Thursday, September 8, 2016

Suzie Ungerleider

Suzie Ungerleider, Parkdale, Nov. 1996

I MET SUZIE UNGERLEIDER FOR THE FIRST TIME WHEN SHE ARRIVED AT MY STUDIO for a NOW magazine cover shoot. She had come highly recommended by Tim Perlich, one of the writers at the paper and someone whose taste most closely matched my own.

He said she was a singer/songwriter from British Columbia who went by the moniker Oh Susanna; she had recently moved here and Tim thought she was very, very good. He'd pushed to put her on the cover, which was the sort of thing that NOW, to its credit, was willing to do - devote precious cover space to a largely unknown musician from out of town with just one EP to her name.

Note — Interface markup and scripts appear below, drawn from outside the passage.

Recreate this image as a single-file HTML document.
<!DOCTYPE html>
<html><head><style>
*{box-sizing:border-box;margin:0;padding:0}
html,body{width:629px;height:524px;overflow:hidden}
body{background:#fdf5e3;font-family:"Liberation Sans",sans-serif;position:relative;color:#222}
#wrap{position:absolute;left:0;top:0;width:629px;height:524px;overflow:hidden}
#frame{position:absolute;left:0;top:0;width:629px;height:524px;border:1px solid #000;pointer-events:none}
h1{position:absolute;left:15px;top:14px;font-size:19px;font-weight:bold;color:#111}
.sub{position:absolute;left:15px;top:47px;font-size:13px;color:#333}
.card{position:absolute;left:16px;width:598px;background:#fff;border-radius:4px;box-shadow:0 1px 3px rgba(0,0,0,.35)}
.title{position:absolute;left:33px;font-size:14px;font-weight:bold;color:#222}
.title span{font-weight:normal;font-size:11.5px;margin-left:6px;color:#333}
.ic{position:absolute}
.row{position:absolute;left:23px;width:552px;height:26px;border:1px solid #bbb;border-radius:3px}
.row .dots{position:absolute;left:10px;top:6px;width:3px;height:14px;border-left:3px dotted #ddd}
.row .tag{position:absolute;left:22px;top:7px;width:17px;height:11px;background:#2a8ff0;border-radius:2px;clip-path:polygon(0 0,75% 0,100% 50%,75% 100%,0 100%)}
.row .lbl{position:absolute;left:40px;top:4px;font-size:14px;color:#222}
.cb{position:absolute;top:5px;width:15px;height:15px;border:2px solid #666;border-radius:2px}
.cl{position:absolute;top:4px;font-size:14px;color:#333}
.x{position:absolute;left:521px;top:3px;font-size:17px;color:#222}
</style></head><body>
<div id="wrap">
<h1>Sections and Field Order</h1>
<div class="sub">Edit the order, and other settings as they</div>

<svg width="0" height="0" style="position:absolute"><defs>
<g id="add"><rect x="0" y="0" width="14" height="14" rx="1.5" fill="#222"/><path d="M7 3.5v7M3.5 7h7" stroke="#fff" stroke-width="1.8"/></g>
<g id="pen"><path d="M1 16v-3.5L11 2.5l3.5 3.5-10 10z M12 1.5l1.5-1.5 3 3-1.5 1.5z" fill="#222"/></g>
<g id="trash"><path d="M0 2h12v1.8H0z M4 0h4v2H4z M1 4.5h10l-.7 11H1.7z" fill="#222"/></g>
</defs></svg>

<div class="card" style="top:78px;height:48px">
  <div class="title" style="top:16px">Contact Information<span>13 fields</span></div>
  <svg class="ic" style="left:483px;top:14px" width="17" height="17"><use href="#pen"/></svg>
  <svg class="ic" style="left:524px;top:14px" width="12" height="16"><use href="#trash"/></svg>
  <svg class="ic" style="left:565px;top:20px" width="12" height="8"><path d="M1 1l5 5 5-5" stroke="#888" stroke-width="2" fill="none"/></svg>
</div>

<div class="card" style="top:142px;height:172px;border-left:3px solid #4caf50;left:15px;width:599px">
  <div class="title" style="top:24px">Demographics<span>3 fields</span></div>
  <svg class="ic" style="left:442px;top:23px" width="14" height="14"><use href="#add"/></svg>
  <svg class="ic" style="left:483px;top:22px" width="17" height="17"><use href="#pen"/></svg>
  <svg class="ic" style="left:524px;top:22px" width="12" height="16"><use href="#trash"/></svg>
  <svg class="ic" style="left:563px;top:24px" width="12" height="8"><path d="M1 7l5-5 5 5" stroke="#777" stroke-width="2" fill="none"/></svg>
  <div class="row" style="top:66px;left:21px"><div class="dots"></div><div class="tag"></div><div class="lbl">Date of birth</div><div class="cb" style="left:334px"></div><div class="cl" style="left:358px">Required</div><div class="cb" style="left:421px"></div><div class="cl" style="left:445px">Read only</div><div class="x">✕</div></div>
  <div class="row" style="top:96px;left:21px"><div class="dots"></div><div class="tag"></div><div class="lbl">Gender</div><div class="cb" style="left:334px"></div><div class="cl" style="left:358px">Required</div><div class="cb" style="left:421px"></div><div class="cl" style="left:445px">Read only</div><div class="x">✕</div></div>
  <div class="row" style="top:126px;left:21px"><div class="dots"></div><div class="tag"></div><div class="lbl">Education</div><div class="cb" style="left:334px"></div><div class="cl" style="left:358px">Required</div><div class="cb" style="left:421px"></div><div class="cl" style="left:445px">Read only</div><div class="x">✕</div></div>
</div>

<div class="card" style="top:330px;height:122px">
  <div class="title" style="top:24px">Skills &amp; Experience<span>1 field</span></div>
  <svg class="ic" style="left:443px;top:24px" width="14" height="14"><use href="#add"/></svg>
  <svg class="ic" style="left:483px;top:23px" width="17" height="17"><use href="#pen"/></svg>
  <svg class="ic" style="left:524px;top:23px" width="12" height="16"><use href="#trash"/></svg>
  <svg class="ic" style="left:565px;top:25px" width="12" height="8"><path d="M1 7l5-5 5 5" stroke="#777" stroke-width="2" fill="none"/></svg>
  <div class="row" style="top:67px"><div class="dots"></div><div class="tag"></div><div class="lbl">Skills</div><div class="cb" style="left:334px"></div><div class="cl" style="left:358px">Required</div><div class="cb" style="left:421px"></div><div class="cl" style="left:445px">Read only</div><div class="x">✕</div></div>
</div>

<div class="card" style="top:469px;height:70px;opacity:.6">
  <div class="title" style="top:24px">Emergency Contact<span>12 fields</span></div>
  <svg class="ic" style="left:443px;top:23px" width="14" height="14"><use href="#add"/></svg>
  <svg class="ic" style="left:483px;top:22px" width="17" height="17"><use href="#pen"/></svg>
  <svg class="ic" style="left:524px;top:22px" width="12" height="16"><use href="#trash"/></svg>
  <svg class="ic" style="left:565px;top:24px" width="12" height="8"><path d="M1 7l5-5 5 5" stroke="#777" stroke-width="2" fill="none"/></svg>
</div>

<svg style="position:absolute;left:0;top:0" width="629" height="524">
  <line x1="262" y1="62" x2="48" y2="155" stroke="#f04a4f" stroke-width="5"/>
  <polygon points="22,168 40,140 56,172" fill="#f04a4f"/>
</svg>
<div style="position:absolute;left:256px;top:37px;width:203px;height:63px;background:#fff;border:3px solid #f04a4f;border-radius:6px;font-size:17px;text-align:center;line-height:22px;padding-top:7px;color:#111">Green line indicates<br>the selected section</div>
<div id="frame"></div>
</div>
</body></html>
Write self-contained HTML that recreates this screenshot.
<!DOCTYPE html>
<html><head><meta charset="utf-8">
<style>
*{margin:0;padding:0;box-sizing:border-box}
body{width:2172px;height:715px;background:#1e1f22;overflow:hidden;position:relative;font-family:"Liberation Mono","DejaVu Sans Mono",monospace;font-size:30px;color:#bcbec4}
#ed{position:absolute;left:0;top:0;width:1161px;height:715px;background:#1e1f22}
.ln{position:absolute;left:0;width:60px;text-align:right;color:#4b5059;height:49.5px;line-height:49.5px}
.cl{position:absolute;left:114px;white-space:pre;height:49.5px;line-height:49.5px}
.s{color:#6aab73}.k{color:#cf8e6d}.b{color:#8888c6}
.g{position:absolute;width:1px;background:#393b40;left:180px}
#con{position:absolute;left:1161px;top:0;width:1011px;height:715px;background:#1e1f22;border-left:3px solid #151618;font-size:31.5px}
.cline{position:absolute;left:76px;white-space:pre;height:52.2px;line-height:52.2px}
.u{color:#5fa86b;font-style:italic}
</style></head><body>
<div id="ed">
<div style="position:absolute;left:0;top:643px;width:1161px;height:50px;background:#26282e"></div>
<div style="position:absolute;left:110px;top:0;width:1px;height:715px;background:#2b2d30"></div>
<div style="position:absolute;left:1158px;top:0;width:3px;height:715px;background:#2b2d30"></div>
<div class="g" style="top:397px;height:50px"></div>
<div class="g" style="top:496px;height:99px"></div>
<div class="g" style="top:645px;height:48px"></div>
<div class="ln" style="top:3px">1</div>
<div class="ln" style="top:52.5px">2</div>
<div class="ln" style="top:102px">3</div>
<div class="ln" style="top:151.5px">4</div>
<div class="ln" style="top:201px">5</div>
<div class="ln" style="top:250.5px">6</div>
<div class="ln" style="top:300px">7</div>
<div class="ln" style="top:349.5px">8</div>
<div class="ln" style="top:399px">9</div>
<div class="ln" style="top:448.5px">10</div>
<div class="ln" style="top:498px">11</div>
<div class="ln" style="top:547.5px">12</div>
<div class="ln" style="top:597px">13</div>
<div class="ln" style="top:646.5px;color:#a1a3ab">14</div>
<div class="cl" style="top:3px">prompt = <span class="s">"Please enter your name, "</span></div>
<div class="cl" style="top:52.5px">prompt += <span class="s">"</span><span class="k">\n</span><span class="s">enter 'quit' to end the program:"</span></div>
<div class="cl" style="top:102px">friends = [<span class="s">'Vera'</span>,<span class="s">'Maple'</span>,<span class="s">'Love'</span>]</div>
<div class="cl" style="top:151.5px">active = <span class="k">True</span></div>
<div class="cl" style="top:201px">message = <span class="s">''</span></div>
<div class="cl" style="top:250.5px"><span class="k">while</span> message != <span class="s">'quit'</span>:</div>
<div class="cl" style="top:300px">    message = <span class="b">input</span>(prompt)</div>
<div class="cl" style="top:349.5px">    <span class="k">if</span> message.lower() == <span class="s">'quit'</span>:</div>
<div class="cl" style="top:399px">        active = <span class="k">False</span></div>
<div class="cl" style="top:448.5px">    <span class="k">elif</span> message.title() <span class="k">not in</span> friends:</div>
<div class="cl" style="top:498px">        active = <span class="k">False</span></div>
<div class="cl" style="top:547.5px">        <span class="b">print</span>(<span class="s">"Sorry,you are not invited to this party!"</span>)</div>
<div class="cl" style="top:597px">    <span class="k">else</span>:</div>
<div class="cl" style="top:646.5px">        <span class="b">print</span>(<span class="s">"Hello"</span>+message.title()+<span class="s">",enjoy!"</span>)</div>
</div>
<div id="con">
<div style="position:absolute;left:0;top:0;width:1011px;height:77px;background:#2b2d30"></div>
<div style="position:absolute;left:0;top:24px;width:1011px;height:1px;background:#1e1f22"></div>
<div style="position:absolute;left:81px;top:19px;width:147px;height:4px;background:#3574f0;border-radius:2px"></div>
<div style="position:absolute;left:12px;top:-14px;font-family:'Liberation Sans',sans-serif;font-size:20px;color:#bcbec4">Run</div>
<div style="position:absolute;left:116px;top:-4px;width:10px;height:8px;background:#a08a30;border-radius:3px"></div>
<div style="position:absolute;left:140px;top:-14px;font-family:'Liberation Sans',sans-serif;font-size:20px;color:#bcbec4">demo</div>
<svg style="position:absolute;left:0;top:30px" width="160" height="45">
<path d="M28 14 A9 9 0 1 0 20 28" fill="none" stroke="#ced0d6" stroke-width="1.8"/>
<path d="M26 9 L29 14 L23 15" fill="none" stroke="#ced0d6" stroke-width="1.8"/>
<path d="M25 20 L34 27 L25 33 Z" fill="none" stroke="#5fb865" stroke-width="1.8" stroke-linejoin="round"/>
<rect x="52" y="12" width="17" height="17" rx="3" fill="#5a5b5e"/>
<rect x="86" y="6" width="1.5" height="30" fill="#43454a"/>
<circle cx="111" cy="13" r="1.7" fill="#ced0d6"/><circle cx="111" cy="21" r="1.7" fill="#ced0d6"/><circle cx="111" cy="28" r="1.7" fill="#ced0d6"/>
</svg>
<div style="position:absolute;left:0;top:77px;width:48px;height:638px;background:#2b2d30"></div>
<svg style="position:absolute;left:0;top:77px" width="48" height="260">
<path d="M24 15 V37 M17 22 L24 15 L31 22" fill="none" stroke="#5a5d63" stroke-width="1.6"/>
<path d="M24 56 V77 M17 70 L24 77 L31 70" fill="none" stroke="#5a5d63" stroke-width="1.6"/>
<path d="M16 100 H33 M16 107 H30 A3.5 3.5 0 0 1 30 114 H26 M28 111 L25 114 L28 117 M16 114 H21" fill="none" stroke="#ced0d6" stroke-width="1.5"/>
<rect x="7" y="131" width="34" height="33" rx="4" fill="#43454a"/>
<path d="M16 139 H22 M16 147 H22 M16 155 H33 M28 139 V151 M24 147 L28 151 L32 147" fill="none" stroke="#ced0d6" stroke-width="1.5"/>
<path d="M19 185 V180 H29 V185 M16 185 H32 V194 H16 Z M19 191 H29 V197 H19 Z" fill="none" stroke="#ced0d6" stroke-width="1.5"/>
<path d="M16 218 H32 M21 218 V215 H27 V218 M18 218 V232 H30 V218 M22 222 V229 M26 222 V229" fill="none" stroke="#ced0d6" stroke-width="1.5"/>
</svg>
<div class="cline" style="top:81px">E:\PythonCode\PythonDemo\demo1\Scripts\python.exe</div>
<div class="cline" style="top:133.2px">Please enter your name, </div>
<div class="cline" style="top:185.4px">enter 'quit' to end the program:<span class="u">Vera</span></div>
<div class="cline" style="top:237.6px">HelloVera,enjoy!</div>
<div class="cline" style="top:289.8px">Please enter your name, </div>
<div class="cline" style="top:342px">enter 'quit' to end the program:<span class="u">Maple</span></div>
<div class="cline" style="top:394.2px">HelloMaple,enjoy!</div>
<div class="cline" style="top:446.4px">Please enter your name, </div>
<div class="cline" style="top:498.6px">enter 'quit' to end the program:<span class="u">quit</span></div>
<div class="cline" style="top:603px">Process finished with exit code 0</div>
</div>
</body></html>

I had, by the mid-'90s, begun boiling my studio shooting style down to a very stark template, using simple backgrounds and focusing my light tightly on the subject, tinkering with modifiers - reflectors, soft boxes, grids, bounces, gels - in the most minute variations. I wanted to produce the most graphic photos I could, and I was still using cross-processing to boost contrast and colour saturation in shots like the one above.

The flowers were props left over from another shoot that Suzie picked up and decided to use. Like a lot of photographers, I'd become fond of the look of my Polaroid tests, and laboured mightily to make the final shot look as much like them as possible. This required more work than might seem obvious.

Suzie Ungerleider, Parkdale, Nov. 1996

At this point the inside shots for NOW's cover stories were still in black and white. I did a couple of rolls of Suzie posing on the love seat that lived in my studio - the spot where I did most of my reading in the north light that came from Queen Street through my windows. I'd come to love this flat, soft light, and decided to use it, turning my seamless stand around, loading it with a four and a half foot roll instead of the customary nine foot wide one and placing it halfway down my shooting space with the windows behind me.

I liked to think of these shots as full-body mug shots, and intended them to run full frame, with all the studio detritus visible on either side of the shot in plain view. The fact is that I loved my studio space, and liked to showcase it whenever I could. Maybe I knew that I wouldn't be here forever, and that I should celebrate it as often as possible. My subjects - people like Suzie, who arrived on my doorstep with barely an introduction - were really just an excuse to do this.

Suzie Ungerleider, Parkdale, Nov. 1998

I was quite fond of my shoot with Suzie, and after running into her socially a few times, she ended up asking me if I'd be interested in shooting the photos for Johnstown, her first album, recorded with members of Blue Rodeo. We started at my studio, and moved down to an old warehouse on Liberty Street where the album was recorded.

I'd pared down my studio lighting even more by this point, grouping my lights in a tight ring around my lens, carefully balancing them to put a clean, specular spotlight on the face while adjusting the intensity of the background colour by simply moving it nearer or farther from the subject. I had books of diagrams and measurements and ratios to keep track of the tiny variations from shoot to shoot, trying to hone down to a perfect, magic formula.

Suzie Ungerleider, Toronto, Nov. 1998

Since I'd shot her for NOW's cover, Suzie had cut her hair into bangs that reminded me of a film noir actress, so I said I wanted to make the shots outside and in the warehouse to look like stills from a '50s B-picture. As with any shot at this sort of thing, there was probably more than a bit of Cindy Sherman implicated in taking this kind of photo, but that didn't bother me.

Suzie Ungerleider, Toronto, Nov. 1998

I shot a few rolls of cross-processed colour and several more in black and white, a couple by the loading dock at the back of the building that had, by this time, become an iconic location for band shoots in or around Dale Morningstar's Gas Station studio and the Liberty Village area in general. I know I'd used it at least a couple of times before this; since the wholesale redevelopment of the area it's been stripped away.

I was pretty pleased with the shoot, and was a bit disappointed when the record was released with artwork and not a photo on its cover - even though I did quite like the artwork Suzie chose. My shots ended up somewhere inside the booklet, though I'm not sure how they turned out since I never got sent a copy of the album.

Suzie Ungerleider still tours and records, under the usual modest circumstances that this country's best musical acts contend with. She's definitely rewarded the confidence Tim Perlich had in her twenty years ago, when he sent her to my studio to undergo my somewhat obsessive photographic ministrations.